▶ **DIRECTION**
Repeat each line exactly as it is written.

================

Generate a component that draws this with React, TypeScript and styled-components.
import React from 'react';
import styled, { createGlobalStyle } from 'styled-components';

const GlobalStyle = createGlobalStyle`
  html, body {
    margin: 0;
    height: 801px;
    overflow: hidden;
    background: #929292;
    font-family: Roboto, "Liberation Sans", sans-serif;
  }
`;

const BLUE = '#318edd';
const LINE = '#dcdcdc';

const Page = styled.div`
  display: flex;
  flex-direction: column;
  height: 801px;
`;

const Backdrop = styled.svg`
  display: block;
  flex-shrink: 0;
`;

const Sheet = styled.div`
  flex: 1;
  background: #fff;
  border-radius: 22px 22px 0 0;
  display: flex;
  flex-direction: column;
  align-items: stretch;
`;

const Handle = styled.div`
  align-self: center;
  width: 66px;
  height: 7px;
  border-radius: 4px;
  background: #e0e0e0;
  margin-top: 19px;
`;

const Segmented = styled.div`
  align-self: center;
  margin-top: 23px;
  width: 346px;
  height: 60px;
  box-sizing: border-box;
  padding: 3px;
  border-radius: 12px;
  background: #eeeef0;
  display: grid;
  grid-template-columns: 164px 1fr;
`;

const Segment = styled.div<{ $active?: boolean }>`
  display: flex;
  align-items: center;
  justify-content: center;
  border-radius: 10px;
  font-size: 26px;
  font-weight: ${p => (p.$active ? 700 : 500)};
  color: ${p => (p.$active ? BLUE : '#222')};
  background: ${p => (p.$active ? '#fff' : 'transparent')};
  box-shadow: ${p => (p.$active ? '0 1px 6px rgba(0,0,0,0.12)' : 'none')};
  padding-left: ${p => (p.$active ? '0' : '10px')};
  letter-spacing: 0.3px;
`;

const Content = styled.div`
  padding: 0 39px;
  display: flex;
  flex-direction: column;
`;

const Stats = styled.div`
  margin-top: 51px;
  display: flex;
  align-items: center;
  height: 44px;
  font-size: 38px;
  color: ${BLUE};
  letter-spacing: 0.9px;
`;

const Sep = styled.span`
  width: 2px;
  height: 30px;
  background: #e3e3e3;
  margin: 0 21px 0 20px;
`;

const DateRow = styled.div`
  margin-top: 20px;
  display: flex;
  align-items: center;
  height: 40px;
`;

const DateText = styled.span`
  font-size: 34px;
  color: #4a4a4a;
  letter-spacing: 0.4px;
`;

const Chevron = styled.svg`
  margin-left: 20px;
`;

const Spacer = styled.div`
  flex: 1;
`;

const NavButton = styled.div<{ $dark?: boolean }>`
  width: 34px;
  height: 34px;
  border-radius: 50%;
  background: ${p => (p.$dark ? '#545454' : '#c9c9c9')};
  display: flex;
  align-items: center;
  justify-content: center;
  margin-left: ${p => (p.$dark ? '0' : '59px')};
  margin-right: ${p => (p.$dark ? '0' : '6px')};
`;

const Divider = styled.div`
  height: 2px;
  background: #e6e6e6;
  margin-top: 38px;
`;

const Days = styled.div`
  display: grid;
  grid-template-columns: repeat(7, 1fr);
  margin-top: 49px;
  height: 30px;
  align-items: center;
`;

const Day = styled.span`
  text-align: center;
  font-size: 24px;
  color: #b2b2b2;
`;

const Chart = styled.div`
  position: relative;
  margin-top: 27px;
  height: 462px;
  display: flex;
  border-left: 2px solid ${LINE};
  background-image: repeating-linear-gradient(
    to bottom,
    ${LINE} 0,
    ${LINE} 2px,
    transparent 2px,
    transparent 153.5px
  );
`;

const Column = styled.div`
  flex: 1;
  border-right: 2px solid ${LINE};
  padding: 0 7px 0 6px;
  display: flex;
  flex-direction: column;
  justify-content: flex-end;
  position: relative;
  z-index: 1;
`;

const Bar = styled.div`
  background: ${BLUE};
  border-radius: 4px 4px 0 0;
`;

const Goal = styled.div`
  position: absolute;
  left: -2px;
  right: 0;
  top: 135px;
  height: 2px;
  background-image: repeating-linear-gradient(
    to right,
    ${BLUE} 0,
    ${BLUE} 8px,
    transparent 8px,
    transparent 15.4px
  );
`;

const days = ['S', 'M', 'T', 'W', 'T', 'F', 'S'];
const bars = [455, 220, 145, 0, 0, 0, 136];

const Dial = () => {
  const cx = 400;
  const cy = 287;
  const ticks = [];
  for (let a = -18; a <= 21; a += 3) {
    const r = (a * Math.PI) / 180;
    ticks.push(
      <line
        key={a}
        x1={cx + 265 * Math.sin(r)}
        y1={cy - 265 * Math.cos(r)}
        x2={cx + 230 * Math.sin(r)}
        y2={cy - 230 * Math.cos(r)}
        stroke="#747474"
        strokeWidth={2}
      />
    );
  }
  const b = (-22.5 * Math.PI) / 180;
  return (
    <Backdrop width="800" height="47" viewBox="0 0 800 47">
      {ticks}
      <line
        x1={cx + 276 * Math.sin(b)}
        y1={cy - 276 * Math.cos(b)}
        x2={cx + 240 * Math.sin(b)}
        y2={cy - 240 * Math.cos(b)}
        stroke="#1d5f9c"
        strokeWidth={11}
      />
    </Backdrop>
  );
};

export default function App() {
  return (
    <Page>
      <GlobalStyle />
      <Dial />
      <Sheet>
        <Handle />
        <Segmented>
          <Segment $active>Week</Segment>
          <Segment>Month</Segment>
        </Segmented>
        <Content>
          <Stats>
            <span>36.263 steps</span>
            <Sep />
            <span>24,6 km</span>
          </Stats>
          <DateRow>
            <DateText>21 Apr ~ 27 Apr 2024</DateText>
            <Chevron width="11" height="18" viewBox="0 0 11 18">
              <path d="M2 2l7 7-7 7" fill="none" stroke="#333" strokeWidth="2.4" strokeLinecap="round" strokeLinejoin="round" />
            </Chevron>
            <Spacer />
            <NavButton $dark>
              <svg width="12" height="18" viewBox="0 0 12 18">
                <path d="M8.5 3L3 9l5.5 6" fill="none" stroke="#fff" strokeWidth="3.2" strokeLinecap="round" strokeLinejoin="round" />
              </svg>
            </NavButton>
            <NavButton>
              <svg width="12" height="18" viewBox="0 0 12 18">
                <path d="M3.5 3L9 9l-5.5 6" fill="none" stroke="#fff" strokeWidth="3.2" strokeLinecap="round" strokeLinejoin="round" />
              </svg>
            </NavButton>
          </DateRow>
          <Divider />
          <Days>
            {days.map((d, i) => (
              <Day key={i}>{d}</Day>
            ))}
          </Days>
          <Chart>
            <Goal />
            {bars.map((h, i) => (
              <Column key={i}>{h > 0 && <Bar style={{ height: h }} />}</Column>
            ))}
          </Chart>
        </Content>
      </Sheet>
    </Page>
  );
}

================

▶ **RESPONSE**
Generate a component that draws this with React, TypeScript and styled-components.
import React from 'react';
import styled, { createGlobalStyle } from 'styled-components';

const GlobalStyle = createGlobalStyle`
  html, body {
    margin: 0;
    height: 801px;
    overflow: hidden;
    background: #929292;
    font-family: Roboto, "Liberation Sans", sans-serif;
  }
`;

const BLUE = '#318edd';
const LINE = '#dcdcdc';

const Page = styled.div`
  display: flex;
  flex-direction: column;
  height: 801px;
`;

const Backdrop = styled.svg`
  display: block;
  flex-shrink: 0;
`;

const Sheet = styled.div`
  flex: 1;
  background: #fff;
  border-radius: 22px 22px 0 0;
  display: flex;
  flex-direction: column;
  align-items: stretch;
`;

const Handle = styled.div`
  align-self: center;
  width: 66px;
  height: 7px;
  border-radius: 4px;
  background: #e0e0e0;
  margin-top: 19px;
`;

const Segmented = styled.div`
  align-self: center;
  margin-top: 23px;
  width: 346px;
  height: 60px;
  box-sizing: border-box;
  padding: 3px;
  border-radius: 12px;
  background: #eeeef0;
  display: grid;
  grid-template-columns: 164px 1fr;
`;

const Segment = styled.div<{ $active?: boolean }>`
  display: flex;
  align-items: center;
  justify-content: center;
  border-radius: 10px;
  font-size: 26px;
  font-weight: ${p => (p.$active ? 700 : 500)};
  color: ${p => (p.$active ? BLUE : '#222')};
  background: ${p => (p.$active ? '#fff' : 'transparent')};
  box-shadow: ${p => (p.$active ? '0 1px 6px rgba(0,0,0,0.12)' : 'none')};
  padding-left: ${p => (p.$active ? '0' : '10px')};
  letter-spacing: 0.3px;
`;

const Content = styled.div`
  padding: 0 39px;
  display: flex;
  flex-direction: column;
`;

const Stats = styled.div`
  margin-top: 51px;
  display: flex;
  align-items: center;
  height: 44px;
  font-size: 38px;
  color: ${BLUE};
  letter-spacing: 0.9px;
`;

const Sep = styled.span`
  width: 2px;
  height: 30px;
  background: #e3e3e3;
  margin: 0 21px 0 20px;
`;

const DateRow = styled.div`
  margin-top: 20px;
  display: flex;
  align-items: center;
  height: 40px;
`;

const DateText = styled.span`
  font-size: 34px;
  color: #4a4a4a;
  letter-spacing: 0.4px;
`;

const Chevron = styled.svg`
  margin-left: 20px;
`;

const Spacer = styled.div`
  flex: 1;
`;

const NavButton = styled.div<{ $dark?: boolean }>`
  width: 34px;
  height: 34px;
  border-radius: 50%;
  background: ${p => (p.$dark ? '#545454' : '#c9c9c9')};
  display: flex;
  align-items: center;
  justify-content: center;
  margin-left: ${p => (p.$dark ? '0' : '59px')};
  margin-right: ${p => (p.$dark ? '0' : '6px')};
`;

const Divider = styled.div`
  height: 2px;
  background: #e6e6e6;
  margin-top: 38px;
`;

const Days = styled.div`
  display: grid;
  grid-template-columns: repeat(7, 1fr);
  margin-top: 49px;
  height: 30px;
  align-items: center;
`;

const Day = styled.span`
  text-align: center;
  font-size: 24px;
  color: #b2b2b2;
`;

const Chart = styled.div`
  position: relative;
  margin-top: 27px;
  height: 462px;
  display: flex;
  border-left: 2px solid ${LINE};
  background-image: repeating-linear-gradient(
    to bottom,
    ${LINE} 0,
    ${LINE} 2px,
    transparent 2px,
    transparent 153.5px
  );
`;

const Column = styled.div`
  flex: 1;
  border-right: 2px solid ${LINE};
  padding: 0 7px 0 6px;
  display: flex;
  flex-direction: column;
  justify-content: flex-end;
  position: relative;
  z-index: 1;
`;

const Bar = styled.div`
  background: ${BLUE};
  border-radius: 4px 4px 0 0;
`;

const Goal = styled.div`
  position: absolute;
  left: -2px;
  right: 0;
  top: 135px;
  height: 2px;
  background-image: repeating-linear-gradient(
    to right,
    ${BLUE} 0,
    ${BLUE} 8px,
    transparent 8px,
    transparent 15.4px
  );
`;

const days = ['S', 'M', 'T', 'W', 'T', 'F', 'S'];
const bars = [455, 220, 145, 0, 0, 0, 136];

const Dial = () => {
  const cx = 400;
  const cy = 287;
  const ticks = [];
  for (let a = -18; a <= 21; a += 3) {
    const r = (a * Math.PI) / 180;
    ticks.push(
      <line
        key={a}
        x1={cx + 265 * Math.sin(r)}
        y1={cy - 265 * Math.cos(r)}
        x2={cx + 230 * Math.sin(r)}
        y2={cy - 230 * Math.cos(r)}
        stroke="#747474"
        strokeWidth={2}
      />
    );
  }
  const b = (-22.5 * Math.PI) / 180;
  return (
    <Backdrop width="800" height="47" viewBox="0 0 800 47">
      {ticks}
      <line
        x1={cx + 276 * Math.sin(b)}
        y1={cy - 276 * Math.cos(b)}
        x2={cx + 240 * Math.sin(b)}
        y2={cy - 240 * Math.cos(b)}
        stroke="#1d5f9c"
        strokeWidth={11}
      />
    </Backdrop>
  );
};

export default function App() {
  return (
    <Page>
      <GlobalStyle />
      <Dial />
      <Sheet>
        <Handle />
        <Segmented>
          <Segment $active>Week</Segment>
          <Segment>Month</Segment>
        </Segmented>
        <Content>
          <Stats>
            <span>36.263 steps</span>
            <Sep />
            <span>24,6 km</span>
          </Stats>
          <DateRow>
            <DateText>21 Apr ~ 27 Apr 2024</DateText>
            <Chevron width="11" height="18" viewBox="0 0 11 18">
              <path d="M2 2l7 7-7 7" fill="none" stroke="#333" strokeWidth="2.4" strokeLinecap="round" strokeLinejoin="round" />
            </Chevron>
            <Spacer />
            <NavButton $dark>
              <svg width="12" height="18" viewBox="0 0 12 18">
                <path d="M8.5 3L3 9l5.5 6" fill="none" stroke="#fff" strokeWidth="3.2" strokeLinecap="round" strokeLinejoin="round" />
              </svg>
            </NavButton>
            <NavButton>
              <svg width="12" height="18" viewBox="0 0 12 18">
                <path d="M3.5 3L9 9l-5.5 6" fill="none" stroke="#fff" strokeWidth="3.2" strokeLinecap="round" strokeLinejoin="round" />
              </svg>
            </NavButton>
          </DateRow>
          <Divider />
          <Days>
            {days.map((d, i) => (
              <Day key={i}>{d}</Day>
            ))}
          </Days>
          <Chart>
            <Goal />
            {bars.map((h, i) => (
              <Column key={i}>{h > 0 && <Bar style={{ height: h }} />}</Column>
            ))}
          </Chart>
        </Content>
      </Sheet>
    </Page>
  );
}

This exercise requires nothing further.